As far as I can tell, people care very little about the clocks being in sync with the sun. We've effectively run massive experiments demonstrating this.
The existence of China as an outlier isn't much evidence. The most people on one side do not keep the same schedule as those on the other. If daylight really weren't an issue, there would be only one timezone for the entire Earth. So you can't point to one while ignoring the reason all of the others exist.
Any time that is supposed to represent both a wall-clock time has to deal with it.
There is currently no known answer to the question "What is the interval between the unix time stamps @1720026000 and @182002600" However, there is a well defined answer to "What is the UTC time for @182002600" and thus also "what is the local time in a timezone with UTC offset X for @182002600"
If we were to redefine Unix time to use Atomic Time, then we could answer the first question but not the second.
> We add an entire day to the calendar about every 4 years.

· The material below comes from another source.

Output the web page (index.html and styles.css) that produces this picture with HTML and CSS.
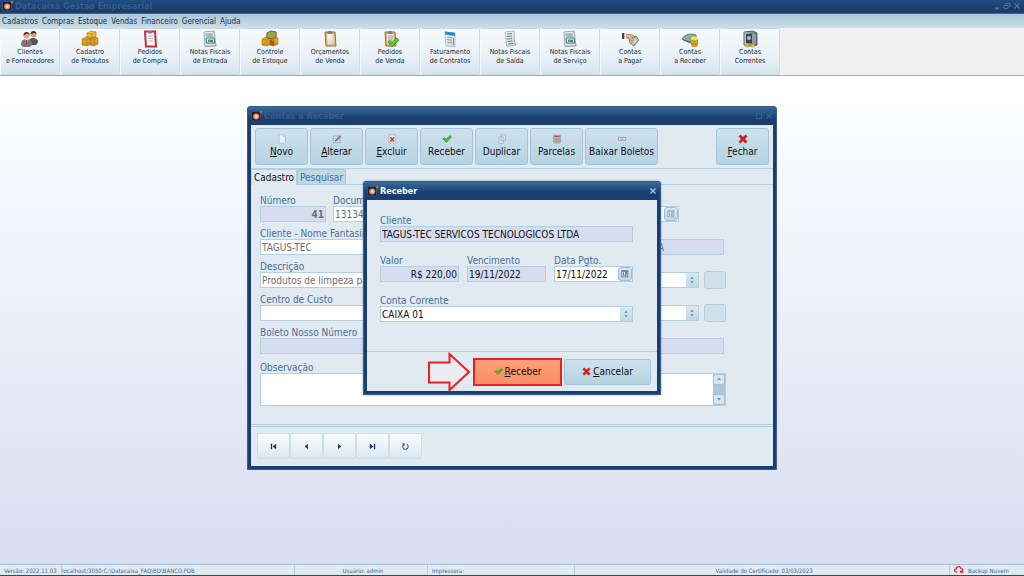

It's not a problem because everyone is aware of it. So I think the only real thing that needs to change about leap seconds is awareness of them.
It's not just "about every 4 years" it's precisely "every 4 years, except for centuries, except for quad-centuries." If you give me any year, I can tell you if it will be a leap year. I can program a non-internet connected device and it will get leap years right indefinitely. Leap seconds are not predictable, but rather determined empirically and announced about 6 months ahead of time. Any device that wants to properly account for them needs to be updated at least every 6 months to be correct.
It isn't just a code problem. Since leap seconds aren't predictable, you have to somehow distribute information about new leap seconds to everything, which is especially difficult for devices that aren't connected to the Internet.
And as the article mentioned, there are multiple ways to deal with leap seconds, and there are tradeoffs involved in choosing which one, and depending on the circumstance different ways. And since different methods work best in different situations, that can result in inconsistencies between different systems.